>> start

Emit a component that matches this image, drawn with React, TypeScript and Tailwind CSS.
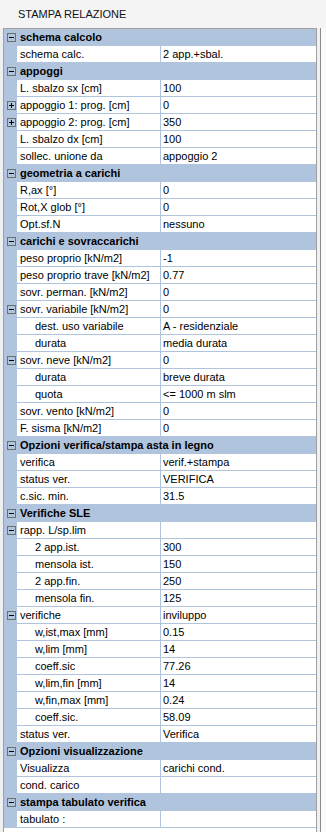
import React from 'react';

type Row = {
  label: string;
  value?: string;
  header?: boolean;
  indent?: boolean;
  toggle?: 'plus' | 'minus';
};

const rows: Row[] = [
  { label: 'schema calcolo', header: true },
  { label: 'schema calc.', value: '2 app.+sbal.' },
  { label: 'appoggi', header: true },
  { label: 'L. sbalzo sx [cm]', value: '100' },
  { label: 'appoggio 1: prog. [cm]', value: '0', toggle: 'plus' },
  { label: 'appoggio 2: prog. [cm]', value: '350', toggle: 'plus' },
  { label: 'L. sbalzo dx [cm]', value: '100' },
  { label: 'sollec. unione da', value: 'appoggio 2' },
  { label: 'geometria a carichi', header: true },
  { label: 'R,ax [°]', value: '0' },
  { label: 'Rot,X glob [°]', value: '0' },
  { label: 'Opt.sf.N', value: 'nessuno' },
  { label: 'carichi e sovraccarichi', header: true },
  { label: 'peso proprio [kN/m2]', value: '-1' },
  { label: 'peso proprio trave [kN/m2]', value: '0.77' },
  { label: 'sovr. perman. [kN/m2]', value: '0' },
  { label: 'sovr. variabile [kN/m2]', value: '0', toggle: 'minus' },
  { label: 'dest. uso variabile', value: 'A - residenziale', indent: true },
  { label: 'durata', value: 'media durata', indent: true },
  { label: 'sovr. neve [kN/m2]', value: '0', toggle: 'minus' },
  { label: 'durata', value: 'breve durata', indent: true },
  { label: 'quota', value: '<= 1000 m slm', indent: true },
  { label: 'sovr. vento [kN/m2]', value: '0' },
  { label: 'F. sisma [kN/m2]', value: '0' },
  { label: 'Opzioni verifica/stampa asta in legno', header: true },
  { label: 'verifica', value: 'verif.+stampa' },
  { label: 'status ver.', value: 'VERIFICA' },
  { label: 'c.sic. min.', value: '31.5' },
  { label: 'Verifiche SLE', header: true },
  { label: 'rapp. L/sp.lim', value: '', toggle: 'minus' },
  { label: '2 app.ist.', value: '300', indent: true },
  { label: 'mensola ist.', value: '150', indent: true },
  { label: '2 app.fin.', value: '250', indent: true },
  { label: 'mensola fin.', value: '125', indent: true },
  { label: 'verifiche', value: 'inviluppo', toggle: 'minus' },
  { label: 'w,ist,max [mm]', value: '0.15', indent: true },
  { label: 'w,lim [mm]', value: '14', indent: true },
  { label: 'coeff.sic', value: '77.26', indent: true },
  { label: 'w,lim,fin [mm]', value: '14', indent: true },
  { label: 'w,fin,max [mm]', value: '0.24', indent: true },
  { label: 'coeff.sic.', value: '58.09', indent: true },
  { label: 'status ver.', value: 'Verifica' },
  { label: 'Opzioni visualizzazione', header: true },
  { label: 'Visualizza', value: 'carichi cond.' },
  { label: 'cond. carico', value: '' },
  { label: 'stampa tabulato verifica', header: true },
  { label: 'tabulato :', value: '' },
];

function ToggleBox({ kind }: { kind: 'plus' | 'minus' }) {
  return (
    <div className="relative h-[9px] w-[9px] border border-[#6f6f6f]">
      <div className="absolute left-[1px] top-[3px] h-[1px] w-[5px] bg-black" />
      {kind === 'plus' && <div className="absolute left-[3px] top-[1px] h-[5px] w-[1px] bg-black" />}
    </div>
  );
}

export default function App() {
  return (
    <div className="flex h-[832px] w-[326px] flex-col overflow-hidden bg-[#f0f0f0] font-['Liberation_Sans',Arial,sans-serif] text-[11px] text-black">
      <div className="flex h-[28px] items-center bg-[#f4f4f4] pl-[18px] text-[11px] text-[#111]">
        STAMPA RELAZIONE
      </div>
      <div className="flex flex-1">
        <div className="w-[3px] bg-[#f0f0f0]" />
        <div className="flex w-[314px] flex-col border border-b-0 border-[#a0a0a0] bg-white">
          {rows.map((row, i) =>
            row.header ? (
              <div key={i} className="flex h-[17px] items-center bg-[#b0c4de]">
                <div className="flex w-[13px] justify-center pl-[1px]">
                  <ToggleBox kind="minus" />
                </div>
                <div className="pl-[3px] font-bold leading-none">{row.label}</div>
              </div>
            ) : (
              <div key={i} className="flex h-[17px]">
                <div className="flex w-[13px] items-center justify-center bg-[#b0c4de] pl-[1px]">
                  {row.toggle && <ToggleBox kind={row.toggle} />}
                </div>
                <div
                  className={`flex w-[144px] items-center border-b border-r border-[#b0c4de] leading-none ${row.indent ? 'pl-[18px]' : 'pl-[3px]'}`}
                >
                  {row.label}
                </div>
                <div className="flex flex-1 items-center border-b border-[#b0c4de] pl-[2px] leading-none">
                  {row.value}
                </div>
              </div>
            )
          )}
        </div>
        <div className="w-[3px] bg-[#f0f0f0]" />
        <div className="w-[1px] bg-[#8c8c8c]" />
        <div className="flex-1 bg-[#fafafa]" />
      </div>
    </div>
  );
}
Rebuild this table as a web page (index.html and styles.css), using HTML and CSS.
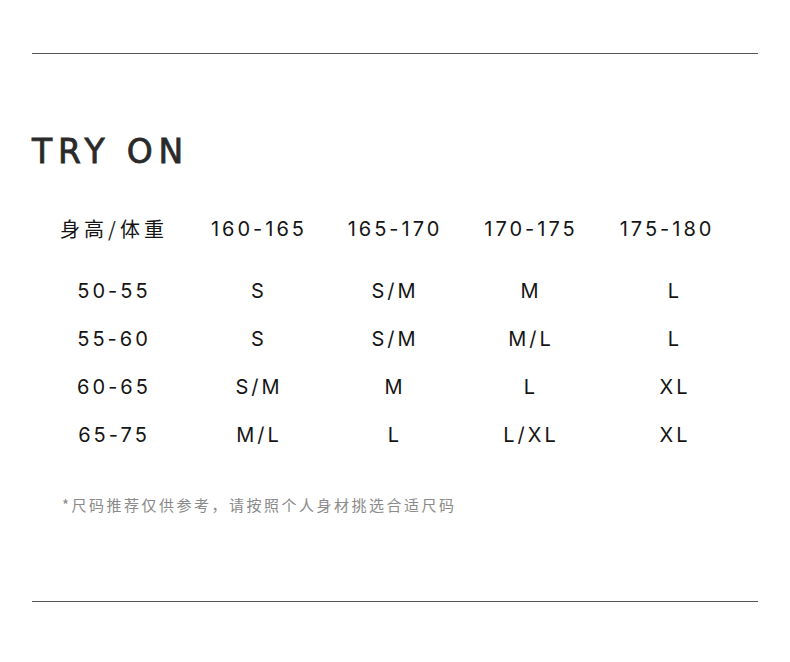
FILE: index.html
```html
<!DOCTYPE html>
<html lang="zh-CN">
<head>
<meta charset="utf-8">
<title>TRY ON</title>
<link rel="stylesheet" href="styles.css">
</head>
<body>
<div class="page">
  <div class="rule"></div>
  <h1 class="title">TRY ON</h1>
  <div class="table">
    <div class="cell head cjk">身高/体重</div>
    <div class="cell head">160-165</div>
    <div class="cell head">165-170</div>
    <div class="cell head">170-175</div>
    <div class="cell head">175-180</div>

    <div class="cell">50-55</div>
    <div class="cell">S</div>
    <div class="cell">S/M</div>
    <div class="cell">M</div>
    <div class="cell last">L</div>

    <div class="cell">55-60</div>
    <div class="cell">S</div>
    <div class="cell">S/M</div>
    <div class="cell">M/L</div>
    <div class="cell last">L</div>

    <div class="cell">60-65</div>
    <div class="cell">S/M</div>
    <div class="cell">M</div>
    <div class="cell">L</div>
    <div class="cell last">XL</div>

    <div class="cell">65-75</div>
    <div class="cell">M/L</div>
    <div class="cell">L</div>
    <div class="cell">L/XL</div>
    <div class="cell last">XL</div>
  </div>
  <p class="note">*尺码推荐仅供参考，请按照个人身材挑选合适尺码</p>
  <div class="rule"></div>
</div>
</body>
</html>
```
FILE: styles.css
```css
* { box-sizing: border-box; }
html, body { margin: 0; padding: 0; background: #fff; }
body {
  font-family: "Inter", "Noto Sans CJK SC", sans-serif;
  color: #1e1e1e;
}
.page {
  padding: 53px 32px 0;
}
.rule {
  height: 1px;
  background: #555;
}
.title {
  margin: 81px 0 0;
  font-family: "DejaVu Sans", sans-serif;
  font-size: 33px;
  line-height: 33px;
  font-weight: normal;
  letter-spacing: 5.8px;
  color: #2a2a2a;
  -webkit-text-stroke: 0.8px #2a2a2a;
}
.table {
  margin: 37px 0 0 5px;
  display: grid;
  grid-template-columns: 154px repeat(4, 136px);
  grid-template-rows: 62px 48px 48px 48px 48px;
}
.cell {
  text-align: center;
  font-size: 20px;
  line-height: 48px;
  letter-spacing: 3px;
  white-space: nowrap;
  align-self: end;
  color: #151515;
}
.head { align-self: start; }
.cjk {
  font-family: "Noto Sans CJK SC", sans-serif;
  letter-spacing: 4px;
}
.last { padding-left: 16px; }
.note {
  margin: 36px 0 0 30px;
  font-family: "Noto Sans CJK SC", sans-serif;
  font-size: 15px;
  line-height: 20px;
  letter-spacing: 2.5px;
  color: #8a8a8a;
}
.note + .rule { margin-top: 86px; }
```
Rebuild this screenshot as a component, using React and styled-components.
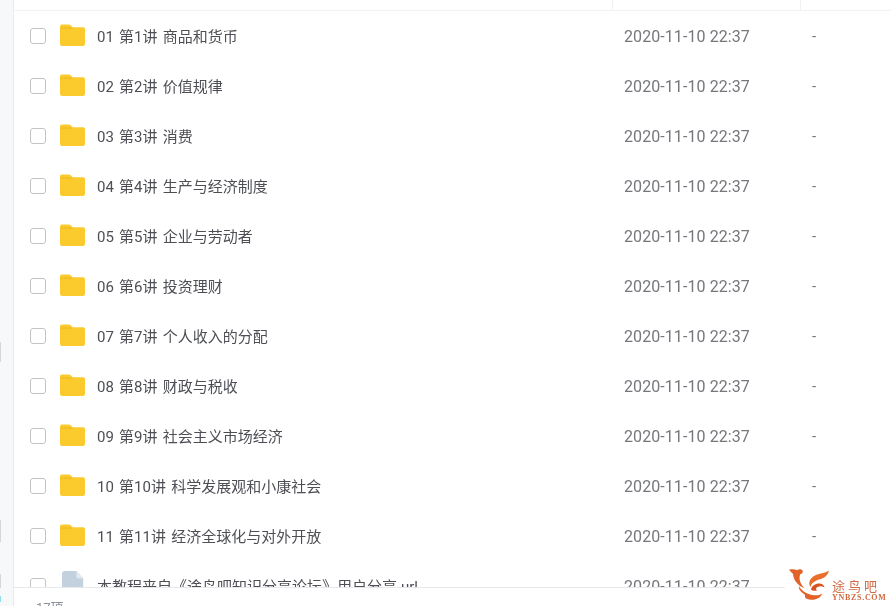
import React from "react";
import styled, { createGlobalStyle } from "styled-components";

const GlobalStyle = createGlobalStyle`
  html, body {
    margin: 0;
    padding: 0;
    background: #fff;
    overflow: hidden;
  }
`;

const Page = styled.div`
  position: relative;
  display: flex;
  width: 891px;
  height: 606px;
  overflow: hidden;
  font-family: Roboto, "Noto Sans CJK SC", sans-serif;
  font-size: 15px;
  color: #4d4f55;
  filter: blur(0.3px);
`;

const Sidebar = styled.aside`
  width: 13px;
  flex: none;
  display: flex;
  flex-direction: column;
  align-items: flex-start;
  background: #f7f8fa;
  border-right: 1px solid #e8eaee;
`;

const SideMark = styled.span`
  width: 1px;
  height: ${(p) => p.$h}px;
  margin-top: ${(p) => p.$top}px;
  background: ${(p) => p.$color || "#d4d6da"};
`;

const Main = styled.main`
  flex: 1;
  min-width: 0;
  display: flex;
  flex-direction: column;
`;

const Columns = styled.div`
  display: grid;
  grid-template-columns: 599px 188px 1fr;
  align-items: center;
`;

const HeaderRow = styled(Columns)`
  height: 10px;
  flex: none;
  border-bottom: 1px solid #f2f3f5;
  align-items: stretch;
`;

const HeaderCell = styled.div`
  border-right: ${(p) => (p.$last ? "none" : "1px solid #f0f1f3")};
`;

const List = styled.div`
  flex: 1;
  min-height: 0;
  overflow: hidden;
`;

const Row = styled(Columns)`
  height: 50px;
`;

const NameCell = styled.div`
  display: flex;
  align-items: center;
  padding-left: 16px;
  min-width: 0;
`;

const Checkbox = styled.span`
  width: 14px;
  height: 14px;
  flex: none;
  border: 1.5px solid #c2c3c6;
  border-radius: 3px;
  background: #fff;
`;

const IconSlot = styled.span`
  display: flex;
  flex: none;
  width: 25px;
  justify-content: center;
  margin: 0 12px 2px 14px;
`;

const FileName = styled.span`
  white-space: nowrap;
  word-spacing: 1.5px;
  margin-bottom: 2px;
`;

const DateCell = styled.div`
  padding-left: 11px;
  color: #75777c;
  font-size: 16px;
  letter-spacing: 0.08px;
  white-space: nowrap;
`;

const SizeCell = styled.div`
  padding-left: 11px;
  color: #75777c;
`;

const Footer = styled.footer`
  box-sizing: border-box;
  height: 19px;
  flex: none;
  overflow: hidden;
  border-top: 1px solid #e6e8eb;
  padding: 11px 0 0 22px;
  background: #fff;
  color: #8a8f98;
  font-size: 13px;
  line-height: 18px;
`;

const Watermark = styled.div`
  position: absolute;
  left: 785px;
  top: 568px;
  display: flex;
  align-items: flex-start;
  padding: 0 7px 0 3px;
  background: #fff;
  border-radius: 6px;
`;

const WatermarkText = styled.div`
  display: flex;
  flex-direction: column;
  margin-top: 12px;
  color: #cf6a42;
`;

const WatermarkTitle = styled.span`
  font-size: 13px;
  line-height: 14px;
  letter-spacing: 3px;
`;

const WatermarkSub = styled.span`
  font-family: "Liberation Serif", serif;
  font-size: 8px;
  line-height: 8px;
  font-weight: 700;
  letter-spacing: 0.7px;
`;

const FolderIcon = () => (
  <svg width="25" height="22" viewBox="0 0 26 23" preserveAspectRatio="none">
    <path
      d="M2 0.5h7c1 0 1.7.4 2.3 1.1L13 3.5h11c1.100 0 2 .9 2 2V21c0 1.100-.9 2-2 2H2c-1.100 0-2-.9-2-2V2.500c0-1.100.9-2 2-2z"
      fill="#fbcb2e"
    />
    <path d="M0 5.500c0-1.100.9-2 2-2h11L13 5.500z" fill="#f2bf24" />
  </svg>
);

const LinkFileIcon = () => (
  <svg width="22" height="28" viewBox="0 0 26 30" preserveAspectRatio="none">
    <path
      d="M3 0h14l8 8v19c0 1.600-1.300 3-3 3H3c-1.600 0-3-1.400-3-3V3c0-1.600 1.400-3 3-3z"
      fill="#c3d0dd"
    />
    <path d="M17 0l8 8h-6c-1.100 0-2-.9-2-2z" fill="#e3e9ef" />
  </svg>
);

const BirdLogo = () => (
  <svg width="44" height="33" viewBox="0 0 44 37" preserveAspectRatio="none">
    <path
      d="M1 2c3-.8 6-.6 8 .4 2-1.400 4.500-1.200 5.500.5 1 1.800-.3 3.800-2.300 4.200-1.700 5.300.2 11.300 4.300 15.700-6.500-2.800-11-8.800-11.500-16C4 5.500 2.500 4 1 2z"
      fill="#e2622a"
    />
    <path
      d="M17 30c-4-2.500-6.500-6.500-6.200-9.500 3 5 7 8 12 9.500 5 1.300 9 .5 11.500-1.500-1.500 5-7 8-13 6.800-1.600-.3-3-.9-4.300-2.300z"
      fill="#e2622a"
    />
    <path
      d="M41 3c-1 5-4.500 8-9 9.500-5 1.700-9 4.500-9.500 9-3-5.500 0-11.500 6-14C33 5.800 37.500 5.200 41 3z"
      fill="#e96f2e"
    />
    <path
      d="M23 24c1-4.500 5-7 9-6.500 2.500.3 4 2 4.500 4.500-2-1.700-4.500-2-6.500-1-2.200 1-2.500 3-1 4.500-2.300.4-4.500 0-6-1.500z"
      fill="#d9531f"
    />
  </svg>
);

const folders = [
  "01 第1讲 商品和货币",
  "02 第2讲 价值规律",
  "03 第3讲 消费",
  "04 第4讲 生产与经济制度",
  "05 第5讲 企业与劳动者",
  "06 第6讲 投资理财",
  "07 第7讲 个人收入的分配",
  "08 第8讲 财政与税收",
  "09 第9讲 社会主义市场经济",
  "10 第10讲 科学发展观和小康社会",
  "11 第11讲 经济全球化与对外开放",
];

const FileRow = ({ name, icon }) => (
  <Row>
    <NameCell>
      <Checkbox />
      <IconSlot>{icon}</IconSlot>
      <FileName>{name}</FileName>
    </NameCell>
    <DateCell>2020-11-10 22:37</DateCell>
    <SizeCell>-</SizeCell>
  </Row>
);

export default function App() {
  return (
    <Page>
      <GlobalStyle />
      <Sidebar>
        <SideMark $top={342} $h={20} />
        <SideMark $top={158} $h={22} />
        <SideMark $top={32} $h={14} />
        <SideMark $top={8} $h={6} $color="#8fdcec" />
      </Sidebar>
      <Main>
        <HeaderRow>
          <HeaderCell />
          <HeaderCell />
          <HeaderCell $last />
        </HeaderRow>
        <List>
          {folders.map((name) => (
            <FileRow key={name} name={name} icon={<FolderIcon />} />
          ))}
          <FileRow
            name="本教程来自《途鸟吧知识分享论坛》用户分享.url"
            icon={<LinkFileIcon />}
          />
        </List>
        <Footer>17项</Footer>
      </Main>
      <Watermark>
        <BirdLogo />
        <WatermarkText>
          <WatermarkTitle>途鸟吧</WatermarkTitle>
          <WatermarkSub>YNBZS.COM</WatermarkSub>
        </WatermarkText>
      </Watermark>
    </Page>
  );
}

>> end

* **EXERCISE AIM**
Count the lines of the material that include the word "table", then state only the total.

* **ANSWER IN FULL**
3